Given problem.
Everything in the data should be repeated exactly, save for the images.

********************

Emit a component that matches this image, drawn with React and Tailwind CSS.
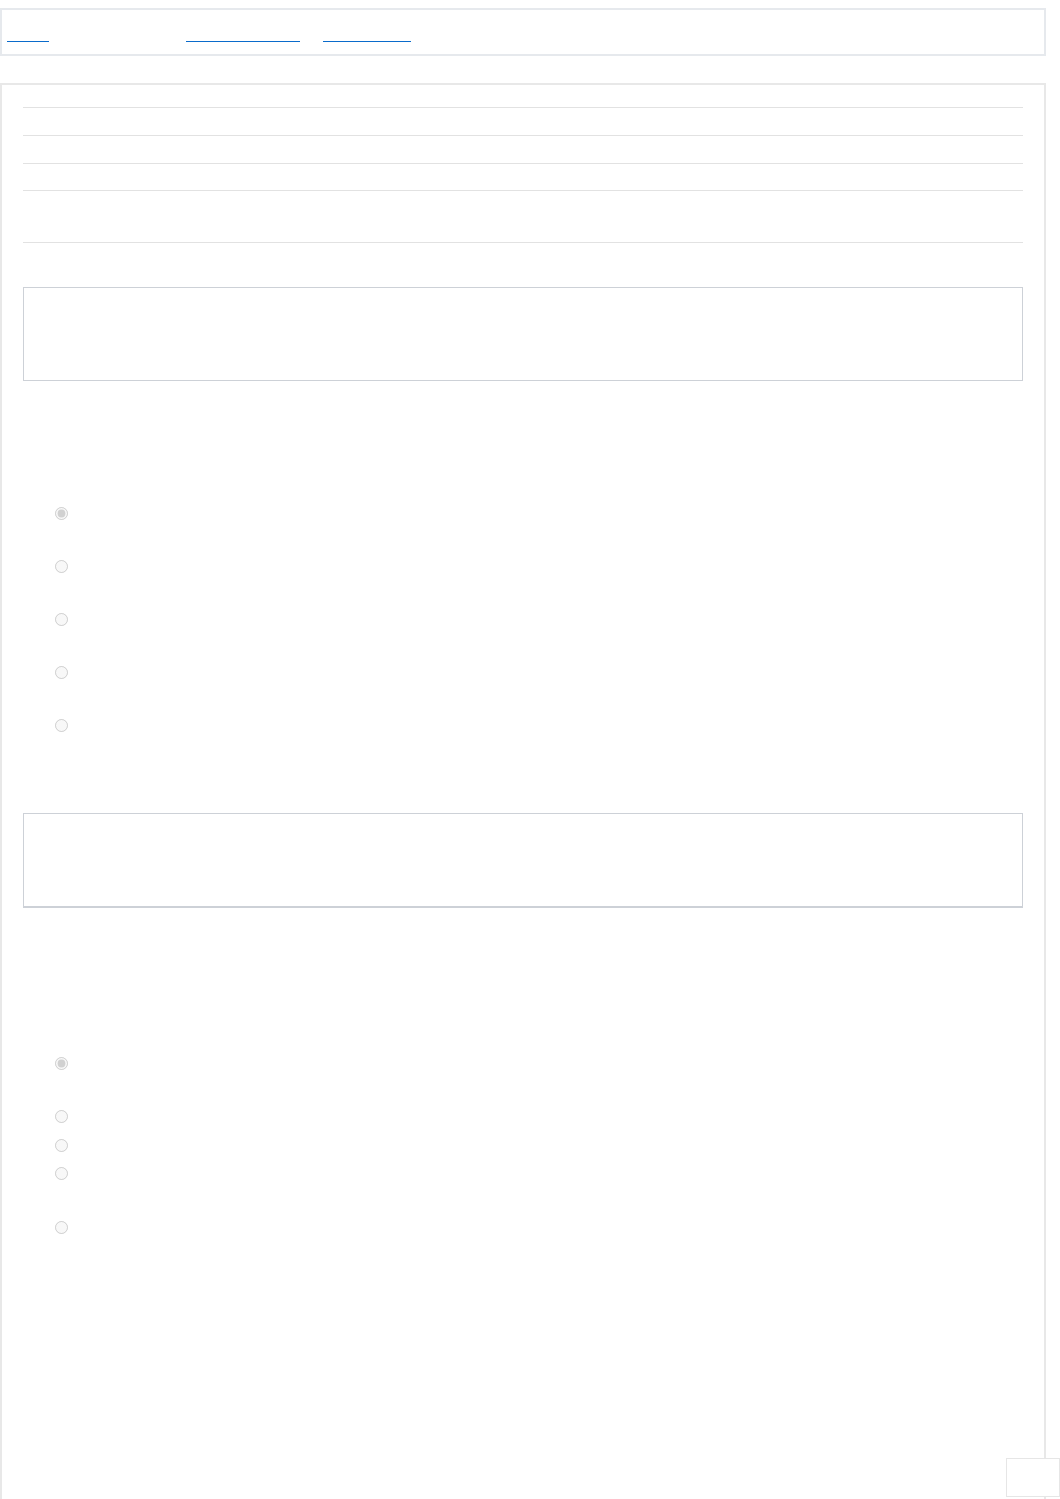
import React from "react";

const Radio = ({ checked, className }) => (
  <div className={className}>
    <input
      type="radio"
      disabled
      defaultChecked={checked}
      className="m-0 ml-[32px] block h-[13px] w-[13px]"
    />
  </div>
);

const NavLink = ({ label, className }) => (
  <a href="#" className={"flex flex-col no-underline " + className}>
    <span className="h-[19px] overflow-hidden text-transparent">{label}</span>
    <span className="h-px bg-[#0a6bcb]" />
  </a>
);

export default function App() {
  return (
    <div className="font-['Liberation_Sans',Arial,sans-serif] text-sm bg-white">
      {/* top nav */}
      <div className="mt-2 w-[1046px] h-[48px] border-2 border-[#e6e9ed] flex items-start pt-[12px] pl-[5px]">
        <NavLink label="Home" className="w-[42px]" />
        <NavLink label="Resources" className="ml-[137px] w-[114px]" />
        <NavLink label="Contact" className="ml-[23px] w-[88px]" />
      </div>

      {/* main panel */}
      <div className="mt-[27px] w-[1046px] min-h-[1420px] border-2 border-b-0 border-[#e8e8e8] px-[21px]">
        <div className="h-[23px] border-b border-[#e2e2e2]" />
        <div className="h-[28px] border-b border-[#e2e2e2]" />
        <div className="h-[28px] border-b border-[#e2e2e2]" />
        <div className="h-[27px] border-b border-[#e2e2e2]" />
        <div className="h-[52px] border-b border-[#e2e2e2]" />

        <div className="mt-[44px] h-[94px] border border-[#cdd1d7]" />

        <Radio checked className="mt-[126px]" />
        <Radio className="mt-[40px]" />
        <Radio className="mt-[40px]" />
        <Radio className="mt-[40px]" />
        <Radio className="mt-[40px]" />

        <div className="mt-[81px] h-[95px] border border-b-2 border-[#cdd1d7]" />

        <Radio checked className="mt-[149px]" />
        <Radio className="mt-[40px]" />
        <Radio className="mt-[16px]" />
        <Radio className="mt-[15px]" />
        <Radio className="mt-[41px]" />
      </div>

      {/* floating corner button */}
      <div className="fixed right-0 bottom-[2px] w-[54px] h-[39px] bg-white border border-[#e6e6e6]" />
    </div>
  );
}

********************

Task solution.
Emit a component that matches this image, drawn with React and Tailwind CSS.
import React from "react";

const Radio = ({ checked, className }) => (
  <div className={className}>
    <input
      type="radio"
      disabled
      defaultChecked={checked}
      className="m-0 ml-[32px] block h-[13px] w-[13px]"
    />
  </div>
);

const NavLink = ({ label, className }) => (
  <a href="#" className={"flex flex-col no-underline " + className}>
    <span className="h-[19px] overflow-hidden text-transparent">{label}</span>
    <span className="h-px bg-[#0a6bcb]" />
  </a>
);

export default function App() {
  return (
    <div className="font-['Liberation_Sans',Arial,sans-serif] text-sm bg-white">
      {/* top nav */}
      <div className="mt-2 w-[1046px] h-[48px] border-2 border-[#e6e9ed] flex items-start pt-[12px] pl-[5px]">
        <NavLink label="Home" className="w-[42px]" />
        <NavLink label="Resources" className="ml-[137px] w-[114px]" />
        <NavLink label="Contact" className="ml-[23px] w-[88px]" />
      </div>

      {/* main panel */}
      <div className="mt-[27px] w-[1046px] min-h-[1420px] border-2 border-b-0 border-[#e8e8e8] px-[21px]">
        <div className="h-[23px] border-b border-[#e2e2e2]" />
        <div className="h-[28px] border-b border-[#e2e2e2]" />
        <div className="h-[28px] border-b border-[#e2e2e2]" />
        <div className="h-[27px] border-b border-[#e2e2e2]" />
        <div className="h-[52px] border-b border-[#e2e2e2]" />

        <div className="mt-[44px] h-[94px] border border-[#cdd1d7]" />

        <Radio checked className="mt-[126px]" />
        <Radio className="mt-[40px]" />
        <Radio className="mt-[40px]" />
        <Radio className="mt-[40px]" />
        <Radio className="mt-[40px]" />

        <div className="mt-[81px] h-[95px] border border-b-2 border-[#cdd1d7]" />

        <Radio checked className="mt-[149px]" />
        <Radio className="mt-[40px]" />
        <Radio className="mt-[16px]" />
        <Radio className="mt-[15px]" />
        <Radio className="mt-[41px]" />
      </div>

      {/* floating corner button */}
      <div className="fixed right-0 bottom-[2px] w-[54px] h-[39px] bg-white border border-[#e6e6e6]" />
    </div>
  );
}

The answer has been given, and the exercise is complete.